My own personal observation is that the Baldrige National Quality Program is one of the most misunderstood, unknown and poorly marketed great programs for organizations seeking a framework for business performance improvement.
Cash for Clunkers, it ain’t! We would all be better off if it got one-tenth of the airtime of that well documented automobile sales promotion.
What’s the first thing that you think of when you hear Baldrige? Of course, quality jumps to mind and specifically, thanks to advertising, many people think of automobile quality. If you’re like most people, you’ve seen pictures of the actual glass award in commercials and you might have even viewed a clip of one of our Presidents shaking hands with the CEO of a Baldrige winner.
I recently asked a small group of professionals what they knew about the Baldrige program and one person asked whether it wasn’t a quality award for winners of the JDPower survey! At least she was partially right, as quality is an important component.
OK, and in my opinion, that’s the other misnomer. Certainly the program has its roots in Quality (with a capital Q), but it’s much more comprehensive than the many other very good programs and frameworks that focus specifically on quality and process improvement.
Baldrige is a comprehensive framework for organizational performance excellence, focusing on seven core categories (the criteria):
- Leadership
- Strategic Planning
- Customer and Market Focus
- Measurement Analysis and Knowledge Management
- Workforce Focus
- Process Management
- Results
From the Baldrige website: ‘The criteria are designed to help organizations enhance their competitiveness by focusing on two goals: delivering ever improving value to customers and improving overall organizational performance.’
This is much bigger than measuring defects. This is much bigger than a glass trophy.
Resources You Can Use Immediately:
I encourage business professionals at all levels to become familiar with the Baldrige program and the treasure trove of incredible materials…many of which are either free or low cost.
Read: The Criteria for Performance Excellence. It’s better than a month of MBA courses on understanding the criteria in detail and what factors are considered when evaluating high performance in those areas.
Download and Use: the two great surveys: “Are We Making Progress” and “Are We Making Progress as Leaders”. These are free, and you are encouraged to use, copy, distribute and employ these surveys inside your organization. (Note to my many leadership blogging/consulting/training friends, this content is golden!) Even outside of the umbrella of formal pursuit of the Baldrige Award, these survey instruments can prove remarkably helpful for any firm attempting to assess where it is at on many levels.

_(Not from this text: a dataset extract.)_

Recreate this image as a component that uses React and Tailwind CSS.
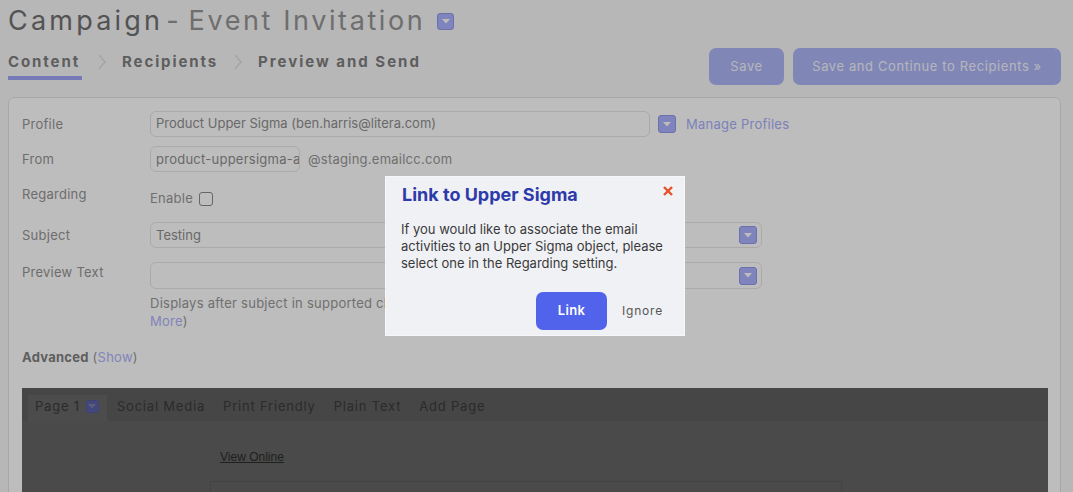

Review: the Judges Survey of Applicant Satisfaction presentation summarizing the survey results on what prior participants have to say about the program. Most joined for the purpose of driving improvement…not to win an award. The participants also indicate areas of improvement for the Baldrige process and examiners.
Purchase and watch: for $35 plus shipping and handling, the detailed Award Recipient DVDs. While there is a bit of program hype, mostly you’ll gain context on how some now pretty impressive small and large companies have used the program to dramatically improve their organization’s performance. These live case studies are priceless.
Talk: to a Baldrige program award winner or an examiner. The program and participants are remarkably open to inquiries and to sharing experiences and highlighting what to expect if you decide to pursue the process. Watch the videos and place a few calls and you’ll have some remarkably fresh insights and ideas on the program and how it might help your business.
Consider: applying. While there is ample material on what is involved and there will be time required to apply…and of course to assess, you gain access to some of the best, low to no cost business performance consulting on the planet through the Baldrige examiners. Again, don’t underestimate the commitment required to benefit from the process, but don’t run away from it because of that either.
The Bottom Line:
It’s time to shake our misperceptions about Baldrige. It is a powerful framework for business performance improvement. I’ve dealt with many CEOs that behind closed doors admit to not being certain about where to start and what to focus on to fuel results.
Before you call on the expensive consultants, take a few hours and investigate Baldrige. You might just find some great starting points.
Thanks for the resources, Art. As is usual with this sort of thing, I like the process far more than I like the program. Your pointers to the process framework can help any organization whether they want the trophy or not.
Art, I strongly concur! This is an exceptional program. ANY business can benefit by thinking through the MBNQA framework. I once took a class in TQM and the instructor was a former MBNQA examiner. He got Joe Juran on the phone one day to speak to class and Joe Juran said he considered the MBNQA a definition for TOTAL quality management. Great stuff!! Bret
Bret, thanks for the comment and your vote on the MBNQA program. You are partially responsible for this post based on your excellent post, “Measurement Happens.” Your effective debunking of some of the more popular tools being utilized for measuring employee engagement prompted my thinking about the tools available at Baldrige.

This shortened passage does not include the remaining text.